Normalisation (also spelt normalization) takes place when the orthography (or other aspects of the language) of a text is changed in order to make it correspond to a certain standard. This happened to early (i.e. pre-classical) Greek and Latin texts, which underwent a process of orthographical modernisation in the classical or later periods. This happened during the Roman Empire to certain Greek texts not originally written in classical Attic Greek, when Attic forms and inflection sometimes replaced other forms.

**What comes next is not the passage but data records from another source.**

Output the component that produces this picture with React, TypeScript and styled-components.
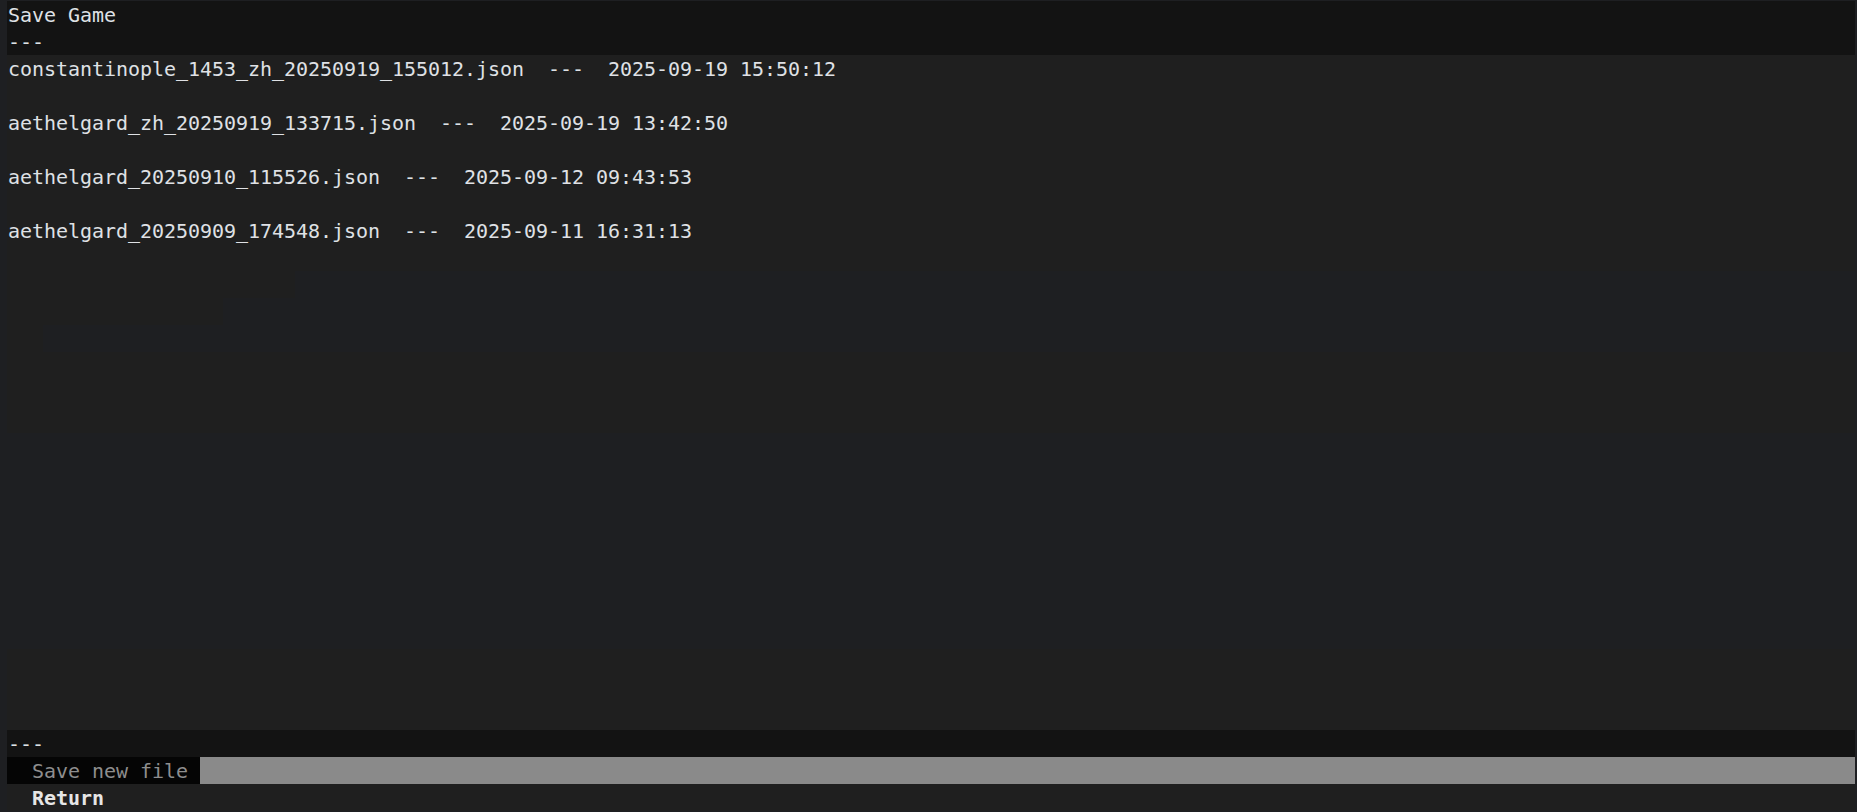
import React from "react";
import styled, { createGlobalStyle } from "styled-components";

const CHAR = 12;

const Global = createGlobalStyle`
  html, body {
    margin: 0;
    padding: 0;
    background: #1e1f22;
    overflow: hidden;
  }
  #root {
    width: 1857px;
    height: 812px;
  }
`;

const Frame = styled.div`
  box-sizing: border-box;
  width: 1857px;
  height: 812px;
  padding: 1px 2px 0 7px;
  background: #1e1f22;
`;

const Terminal = styled.div`
  display: flex;
  flex-direction: column;
  font-family: "DejaVu Sans Mono", "Liberation Mono", monospace;
  font-size: 20px;
  letter-spacing: -0.04px;
  color: #dfe1e5;
  background: #1f1f1f;
`;

type Tone = "base" | "stale" | "band" | "none";

const toneColor: Record<Tone, string> = {
  base: "#1f1f1f",
  stale: "#1e1f22",
  band: "#131313",
  none: "transparent",
};

const Line = styled.div<{ $tone?: Tone }>`
  box-sizing: border-box;
  height: 27px;
  padding: 1px 0 0 1px;
  line-height: 26px;
  white-space: pre;
  background: ${(p) => toneColor[p.$tone ?? "base"]};
`;

const Band = styled.div`
  display: flex;
  flex-direction: column;
  background: #131313;
`;

const SplitLine = styled.div`
  display: flex;
  height: 27px;
`;

const Segment = styled.div<{ $tone: Tone; $cols?: number }>`
  background: ${(p) => toneColor[p.$tone]};
  ${(p) => (p.$cols !== undefined ? `width: ${p.$cols * CHAR}px; flex: none;` : "flex: 1;")}
`;

const MenuRow = styled.div`
  display: flex;
  height: 27px;
  line-height: 26px;
  box-sizing: border-box;
  padding-top: 1px;
  white-space: pre;
`;

const MenuLabel = styled.span<{ $selected?: boolean }>`
  flex: none;
  background: ${(p) => (p.$selected ? "#050505" : "transparent")};
  color: ${(p) => (p.$selected ? "#8e8e8e" : "#e6e6e6")};
  font-weight: ${(p) => (p.$selected ? "normal" : "bold")};
  margin-top: -1px;
  padding: 1px 0 0 1px;
`;

const MenuFill = styled.span<{ $selected?: boolean }>`
  flex: 1;
  background: ${(p) => (p.$selected ? "#8a8a8a" : "transparent")};
  margin-top: -1px;
`;

const saves = [
  { file: "constantinople_1453_zh_20250919_155012.json", date: "2025-09-19 15:50:12" },
  { file: "aethelgard_zh_20250919_133715.json", date: "2025-09-19 13:42:50" },
  { file: "aethelgard_20250910_115526.json", date: "2025-09-12 09:43:53" },
  { file: "aethelgard_20250909_174548.json", date: "2025-09-11 16:31:13" },
];

const staircase = [24, 18, 3];
const fillerTones: Tone[] = [
  "base", "base", "base",
  "stale", "stale", "stale", "stale", "stale", "stale", "stale", "stale",
  "base", "base", "base",
];

export default function App() {
  return (
    <>
      <Global />
      <Frame>
        <Terminal>
          <Band>
            <Line $tone="none">Save Game</Line>
            <Line $tone="none">---</Line>
          </Band>
          {saves.map((s) => (
            <React.Fragment key={s.file}>
              <Line>{`${s.file}  ---  ${s.date}`}</Line>
              <Line />
            </React.Fragment>
          ))}
          {staircase.map((cols, i) => (
            <SplitLine key={`st-${i}`}>
              <Segment $tone="base" $cols={cols} />
              <Segment $tone="stale" />
            </SplitLine>
          ))}
          {fillerTones.map((t, i) => (
            <Line key={`f-${i}`} $tone={t} />
          ))}
          <Band>
            <Line $tone="none">---</Line>
          </Band>
          <MenuRow>
            <MenuLabel $selected>{"  Save new file "}</MenuLabel>
            <MenuFill $selected />
          </MenuRow>
          <MenuRow>
            <MenuLabel>{"  Return"}</MenuLabel>
            <MenuFill />
          </MenuRow>
        </Terminal>
      </Frame>
    </>
  );
}
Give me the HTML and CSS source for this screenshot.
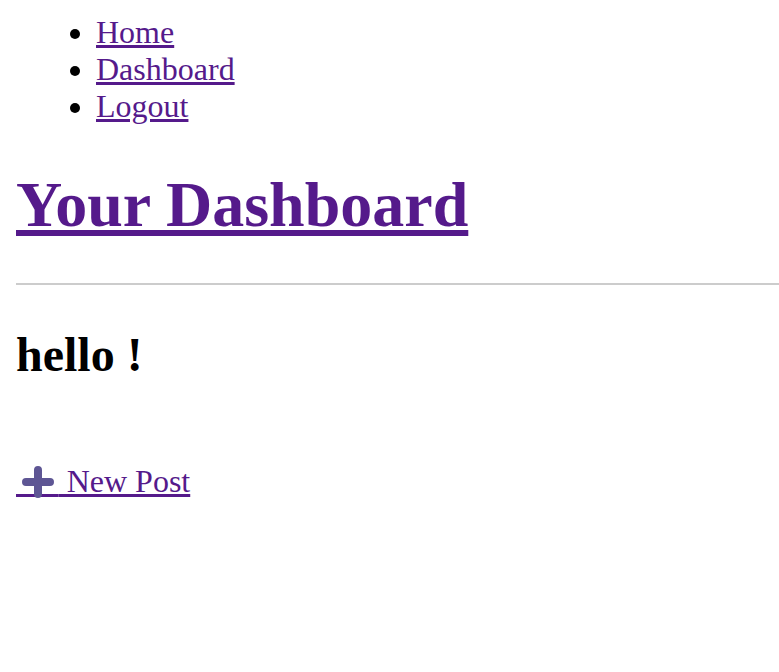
FILE: index.html
```html
<!DOCTYPE html>
<html>
<head>
<meta charset="utf-8">
<title>Your Dashboard</title>
<link rel="stylesheet" href="styles.css">
</head>
<body class="page">
<ul class="nav">
  <li><a href="#">Home</a></li>
  <li><a href="#">Dashboard</a></li>
  <li><a href="#">Logout</a></li>
</ul>
<h1 class="title"><a href="#">Your Dashboard</a></h1>
<hr class="rule">
<h2 class="greeting">hello !</h2>
<p class="actions"><a class="new-post" href="#"><span class="icon-slot">&#8195;&#8196;<svg class="plus" width="43" height="32" viewBox="0 0 43 32"><path d="M22 4 V28 M10 16 H34" stroke="#5e5694" stroke-width="8" stroke-linecap="round" fill="none"/></svg></span> New Post</a></p>
</body>
</html>
```
FILE: styles.css
```css
html { background: #fff; }
.page {
  margin: 0;
  padding: 0 0 0 16px;
  font-family: "Liberation Serif", "Times New Roman", serif;
  font-size: 32px;
  color: #000;
}
a { color: #551a8b; }
.nav {
  margin: 14px 0 0;
  padding-left: 80px;
}
.title {
  font-size: 64px;
  font-weight: bold;
  margin: 43px 0 41px;
}
.rule {
  margin: 0;
  border: 0;
  border-top: 2px solid #cccccc;
  height: 0;
}
.greeting {
  font-size: 48px;
  font-weight: bold;
  margin: 42px 0 0;
}
.actions {
  margin: 81px 0 0;
}
.new-post { text-decoration: underline; }
.icon-slot {
  position: relative;
}
.plus {
  position: absolute;
  left: 0;
  top: 3px;
}
```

This also happened in the high Middle Ages to some texts which had been written or copied in the early Middle Ages. The language in some Latin and Greek texts which were copied in the early Middle Ages has in some cases been altered considerably in the transmission due to “vulgarisation” of the language of the original text. From around 800 there was a renaissance for classical studies in both Byzantium and in the West (in the West due to the Carolingian reform). As a result, the general knowledge about the classical forms of language improved during the following centuries. In the manuscripts to certain texts, we can see that some scribes tried to improve the language in the texts – especially in texts which had been “vulgarised” during the early Middle Ages. In the West, there was in the 10th and 11th centuries sometimes even a tendency to “correct” certain linguistic features, which were quite normal in late literary Latin, and to replace them with the corresponding classical expressions.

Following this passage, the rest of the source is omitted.